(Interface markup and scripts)
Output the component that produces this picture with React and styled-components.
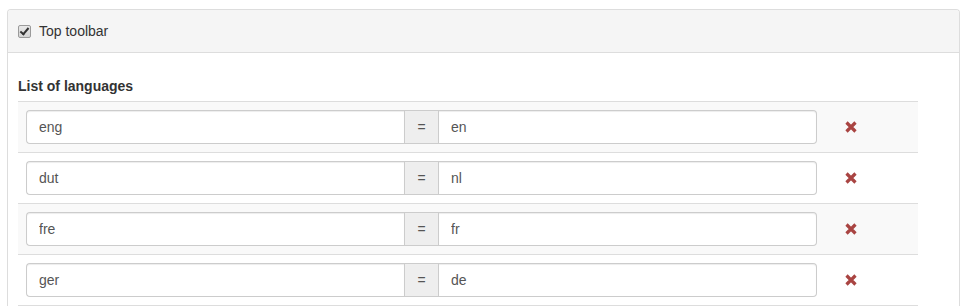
import React from 'react';
import styled, { createGlobalStyle } from 'styled-components';

const GlobalStyle = createGlobalStyle`
  body {
    margin: 0;
    background: #fff;
    font-family: "Liberation Sans", Arial, sans-serif;
    font-size: 14px;
    color: #333;
  }
`;

const Page = styled.div`
  padding: 9px 8px 0 7px;
`;

const Panel = styled.div`
  border: 1px solid #ddd;
  border-radius: 4px 4px 0 0;
  border-bottom: none;
  background: #fff;
`;

const PanelHeading = styled.div`
  display: flex;
  align-items: center;
  gap: 8px;
  padding: 11px 10px 11px 10px;
  line-height: 20px;
  background: #f5f5f5;
  border-bottom: 1px solid #ddd;
  border-radius: 3px 3px 0 0;
`;

const Check = styled.input`
  appearance: none;
  margin: 0;
  width: 13px;
  height: 13px;
  box-sizing: border-box;
  border: 1px solid #9a9a9a;
  border-radius: 2px;
  background: linear-gradient(#e8e8e8, #d4d4d4);
  position: relative;

  &:checked::after {
    content: '';
    position: absolute;
    left: 3px;
    top: 0px;
    width: 3px;
    height: 7px;
    border: solid #333;
    border-width: 0 2px 2px 0;
    transform: rotate(40deg);
  }
`;

const PanelBody = styled.div`
  padding: 23px 10px 0 10px;
`;

const Label = styled.div`
  font-weight: bold;
  line-height: 20px;
  margin-bottom: 5px;
`;

const Table = styled.table`
  width: 900px;
  border-collapse: collapse;
  border-spacing: 0;
  border-bottom: 1px solid #ddd;
`;

const Row = styled.tr`
  background: ${(p) => (p.$striped ? '#f9f9f9' : 'transparent')};
`;

const Cell = styled.td`
  padding: 8px;
  border-top: 1px solid #ddd;
  vertical-align: middle;
  width: ${(p) => p.$width || 'auto'};
`;

const InputGroup = styled.div`
  display: flex;
  height: 34px;
`;

const Field = styled.input`
  flex: 1;
  min-width: 0;
  height: 34px;
  box-sizing: border-box;
  padding: 6px 12px;
  font-family: "Liberation Sans", Arial, sans-serif;
  font-size: 14px;
  color: #555;
  background: #fff;
  border: 1px solid #ccc;
  border-radius: ${(p) => (p.$side === 'left' ? '4px 0 0 4px' : '0 4px 4px 0')};
  ${(p) => (p.$side === 'left' ? 'border-right: 0;' : 'border-left: 0;')}
  box-shadow: inset 0 1px 1px rgba(0, 0, 0, 0.075);
  outline: none;
`;

const Addon = styled.span`
  width: 35px;
  box-sizing: border-box;
  display: flex;
  align-items: center;
  justify-content: center;
  background: #eee;
  border: 1px solid #ccc;
  color: #555;
  font-size: 14px;
`;

const RemoveButton = styled.a`
  display: inline-flex;
  align-items: center;
  padding: 6px 12px;
  color: #a94442;
  cursor: pointer;
`;

const RemoveIcon = () => (
  <svg width="12" height="12" viewBox="0 0 12 12">
    <path
      d="M1.5 1.5 L10.5 10.5 M10.5 1.5 L1.5 10.5"
      stroke="#a94442"
      strokeWidth="3.2"
      strokeLinecap="butt"
      fill="none"
    />
  </svg>
);

const languages = [
  ['eng', 'en'],
  ['dut', 'nl'],
  ['fre', 'fr'],
  ['ger', 'de'],
];

export default function App() {
  return (
    <Page>
      <GlobalStyle />
      <Panel>
        <PanelHeading>
          <Check type="checkbox" defaultChecked />
          <span>Top toolbar</span>
        </PanelHeading>
        <PanelBody>
          <Label>List of languages</Label>
          <Table>
            <tbody>
              {languages.map(([code, iso], i) => (
                <Row key={code} $striped={i % 2 === 0}>
                  <Cell $width="791px">
                    <InputGroup>
                      <Field $side="left" defaultValue={code} />
                      <Addon>=</Addon>
                      <Field $side="right" defaultValue={iso} />
                    </InputGroup>
                  </Cell>
                  <Cell>
                    <RemoveButton>
                      <RemoveIcon />
                    </RemoveButton>
                  </Cell>
                </Row>
              ))}
            </tbody>
          </Table>
        </PanelBody>
      </Panel>
    </Page>
  );
}
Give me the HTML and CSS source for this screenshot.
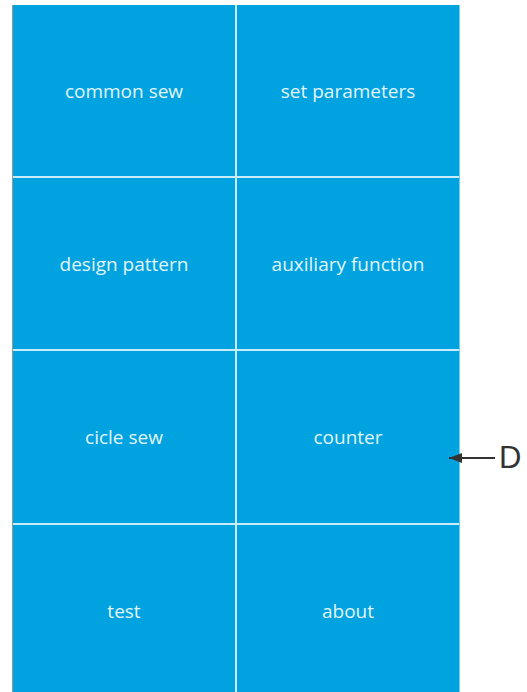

**THE REQUEST**
Give a single number: the count of lines above that include the word "React".

**ANSWER TO THIS PROBLEM**
2